The Hawks unit of the South Africa police raided offices of the Bank of Baroda on June 8 in connection with investigations into the alleged fraud involving the Indian-origin Gupta family and former President Jacob Zuma.
The elite police unit raided the branches of the Bank of Baroda in Johannesburg and Durban, and seized documents, Reuters reported. The India-based bank has been under scrutiny since it was the last financial institution that provided banking services to the embattled Gupta brothers — Ajay, Atul and Rajesh — before it announced the closure of its operations in South Africa earlier this year.
The police took away documents related to bank transactions involving South African state firms, the news agency reported, citing Hawks unit spokesman Hangwani Mulaudzi.
“We are of the view that Bank of Baroda was used as a conduit for the transfer of illicit funds. The raids are happening as part of ‘state capture’ investigations,” the report quoted Mulaudzi as saying.

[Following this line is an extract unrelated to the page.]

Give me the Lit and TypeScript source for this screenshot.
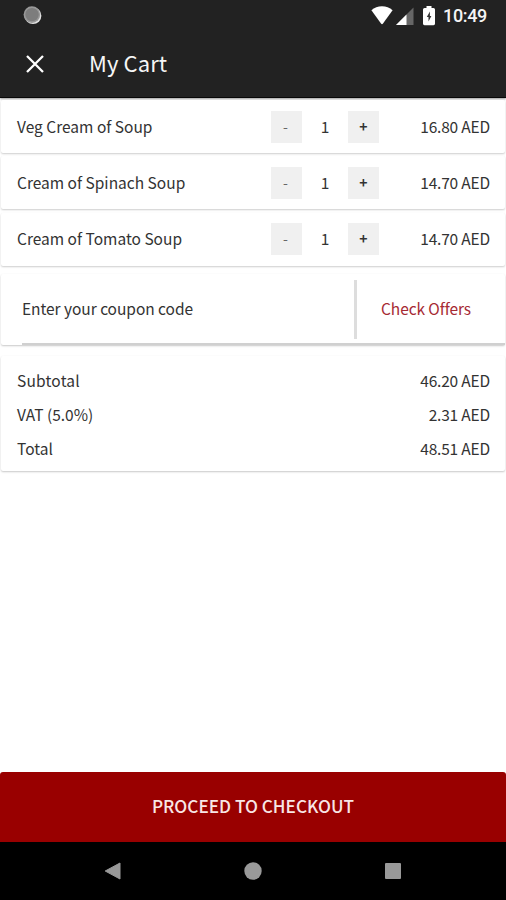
import { LitElement, html, css } from "lit";
import { customElement, property } from "lit/decorators.js";

interface Item { name: string; qty: number; price: string; }

const items: Item[] = [
  { name: "Veg Cream of Soup", qty: 1, price: "16.80 AED" },
  { name: "Cream of Spinach Soup", qty: 1, price: "14.70 AED" },
  { name: "Cream of Tomato Soup", qty: 1, price: "14.70 AED" },
];

const totals = [
  { label: "Subtotal", value: "46.20 AED" },
  { label: "VAT (5.0%)", value: "2.31 AED" },
  { label: "Total", value: "48.51 AED" },
];

@customElement("status-bar")
class StatusBar extends LitElement {
  static styles = css`
    :host { display: flex; align-items: center; height: 31px; padding: 0 19px 0 23px; }
    svg { display: block; }
    .gap { flex: 1; }
    .wifi { margin-right: 3px; }
    .signal { margin-right: 9px; }
    .battery { margin-right: 8px; }
    .time { font: 500 18px/31px Roboto, sans-serif; color: #f4f4f4; width: 44px; white-space: nowrap; letter-spacing: -0.35px; }
  `;
  render() {
    return html`
      <svg width="19" height="19" viewBox="0 0 19 19">
        <circle cx="10" cy="9.7" r="8.4" fill="#e2e2e2" />
        <circle cx="8.9" cy="8.6" r="8.3" fill="#999" />
        <circle cx="9" cy="8.6" r="6.7" fill="#7d7d7d" />
      </svg>
      <span class="gap"></span>
      <svg class="wifi" width="22" height="19" viewBox="0 0 22 19">
        <path d="M0.4 4.2C6 -1 16 -1 21.6 4.2L12 17.6Q11 18.8 10 17.6Z" fill="#fff" />
      </svg>
      <svg class="signal" width="18" height="18" viewBox="0 0 18 18">
        <path d="M17.5 0.5V18H0Z" fill="#666" />
        <path d="M10.5 7.5V18H0Z" fill="#fff" />
      </svg>
      <svg class="battery" width="12" height="20" viewBox="0 0 12 20">
        <path d="M3.5 0H8.5V2H10.5Q12 2 12 3.5V17.8Q12 19.2 10.5 19.2H1.5Q0 19.2 0 17.8V3.5Q0 2 1.5 2H3.5Z" fill="#fff" />
        <path d="M6.9 5.5L3.8 10.9H5.5V15.4L8.4 9.9H6.9Z" fill="#333" />
      </svg>
      <span class="time">10:49</span>
    `;
  }
}

@customElement("cart-item")
class CartItem extends LitElement {
  @property({ attribute: false }) item!: Item;
  static styles = css`
    :host {
      display: grid; grid-template-columns: 254px 31px 46px 31px 1fr; align-items: center;
      height: 53px; padding: 0 15px 0 16px; margin: 0 1px; background: #fff;
      border-radius: 2px; box-shadow: 0 1px 2px rgba(0, 0, 0, 0.2);
    }
    .name, .qty, .price { padding-bottom: 2px; }
    .step { height: 32px; line-height: 31px; background: #f0f0f0; text-align: center; font-size: 14px; }
    .step.minus { color: #666; box-sizing: border-box; padding-right: 2px; }
    .step.plus { font-weight: 700; }
    .qty { text-align: center; }
    .price { text-align: right; letter-spacing: var(--num-spacing); }
  `;
  render() {
    return html`
      <span class="name">${this.item.name}</span>
      <span class="step minus">-</span>
      <span class="qty">${this.item.qty}</span>
      <span class="step plus">+</span>
      <span class="price">${this.item.price}</span>
    `;
  }
}

@customElement("app-root")
class AppRoot extends LitElement {
  static styles = css`
    :host {
      display: flex; flex-direction: column; width: 506px; height: 900px; overflow: hidden;
      background: #fff; color: #333; --num-spacing: -0.18px;
      font: 400 15.5px/20px "Noto Sans CJK SC", "Open Sans", sans-serif;
    }
    .header { height: 98px; background: #222; border-bottom: 1px solid #080808; box-sizing: border-box; flex: none; color: #f6f6f6; box-shadow: 0 1px 2px rgba(0,0,0,.4); }
    .appbar { display: flex; align-items: center; height: 66px; padding-left: 26px; }
    .title { margin: 0 0 0 45px; padding-bottom: 5px; font-size: 22px; font-weight: 400; line-height: 30px; letter-spacing: 0.1px; }
    .items { display: flex; flex-direction: column; gap: 3.3px; padding-top: 2px; }
    .card { margin: 0 1px; background: #fff; border-radius: 2px; box-shadow: 0 1px 2px rgba(0, 0, 0, 0.22); }
    .coupon { display: flex; height: 71px; margin-top: 8px; box-sizing: border-box; padding-left: 21px; }
    .field { display: flex; flex: 1; border-bottom: 2px solid #d0d0d0; }
    .placeholder { flex: 1; line-height: 68px; letter-spacing: -0.04px; }
    .bar { width: 3px; height: 59px; margin-top: 6px; background: #ddd; }
    .offers { width: 148px; box-sizing: border-box; padding-right: 10px; text-align: center; line-height: 68px; color: #a62a33; letter-spacing: -0.1px; }
    .totals { margin-top: 11px; height: 115px; box-sizing: border-box; padding: 7px 15px 0 16px; }
    .line { display: flex; justify-content: space-between; line-height: 34px; }
    .line:first-child .label { letter-spacing: 0.2px; }
    .amount { letter-spacing: var(--num-spacing); }
    .space { flex: 1; }
    .checkout { height: 70px; flex: none; border: 0; padding: 0 0 2px; border-radius: 3px 3px 0 0; background: #900; color: #f8e6e6; font: 500 17.2px/68px "Noto Sans CJK SC", sans-serif; }
    .nav { display: flex; flex: none; align-items: center; justify-content: space-between; height: 58px; background: #000; padding: 0 105px 0 104px; }
  `;
  render() {
    return html`
      <header class="header">
        <status-bar></status-bar>
        <div class="appbar">
          <svg width="18" height="18" viewBox="0 0 18 18"><path d="M1 1L17 17M17 1L1 17" stroke="#fff" stroke-width="2.3" /></svg>
          <h1 class="title">My Cart</h1>
        </div>
      </header>
      <section class="items">${items.map((i) => html`<cart-item .item=${i}></cart-item>`)}</section>
      <section class="card coupon">
        <div class="field">
          <span class="placeholder">Enter your coupon code</span>
          <span class="bar"></span>
          <span class="offers">Check Offers</span>
        </div>
      </section>
      <section class="card totals">
        ${totals.map((t) => html`<div class="line"><span class="label">${t.label}</span><span class="amount">${t.value}</span></div>`)}
      </section>
      <div class="space"></div>
      <button class="checkout">PROCEED TO CHECKOUT</button>
      <nav class="nav">
        <svg width="17" height="18" viewBox="0 0 17 18"><path d="M16 1V17L1.2 9Z" fill="#999" stroke="#999" stroke-linejoin="round" /></svg>
        <svg width="18" height="18" viewBox="0 0 18 18"><circle cx="9" cy="9" r="8.7" fill="#999" /></svg>
        <svg width="16" height="16" viewBox="0 0 16 16"><rect width="16" height="16" rx="1" fill="#999" /></svg>
      </nav>
    `;
  }
}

The raids stem “from the allegations that the bank was being used as a vehicle in the alleged theft or misuse state funds by state-owned entities,” Mulaudzi told ewn.co.za. “These funds were transferred to individual entities and other companies that are under investigation in the so-called state of capture investigation that we’re busy with.”
The Gupta brothers, with Atul Gupta at the helm of affairs, are accused of having worked with Zuma to influence state projects, investments and appointments. Zuma resigned in February this year after facing pressure from the ruling African National Congress party.
Bank of Baroda is said to have played a key role in allowing the Gupta family to move hundreds of millions of dollars linked to alleged backroom deals into offshore accounts in Hong Kong, UK, and the United States, according to an investigation by the Organized Crime and Corruption Reporting Project (OCCRP) and the Hindu reported in March.
The Bank of Baroda came under probe as it emerged in April 2016 that it was the only bank willing to do business with the Gupta brothers. Four of South Africa’s leading banks – First National Bank, Barclays Africa Group Limited, Standard Bank and Nedbank – stopped their banking services to the Guptas’ companies earlier in 2016.
The Gupta brothers, who gained enormous power in the country over the last two decades since they moved to South Africa from Saharanpur in India, are currently absconding.
The government’s move to freeze the family’s assets worth $20 million was turned down by a South Africa court on May 28, which ruled that there was “no reasonable grounds” to believe that the brothers would be convicted. The same court had overturned the freezing of 10 million rand ($791,000) in Atul Gupta’s personal bank account in March this year.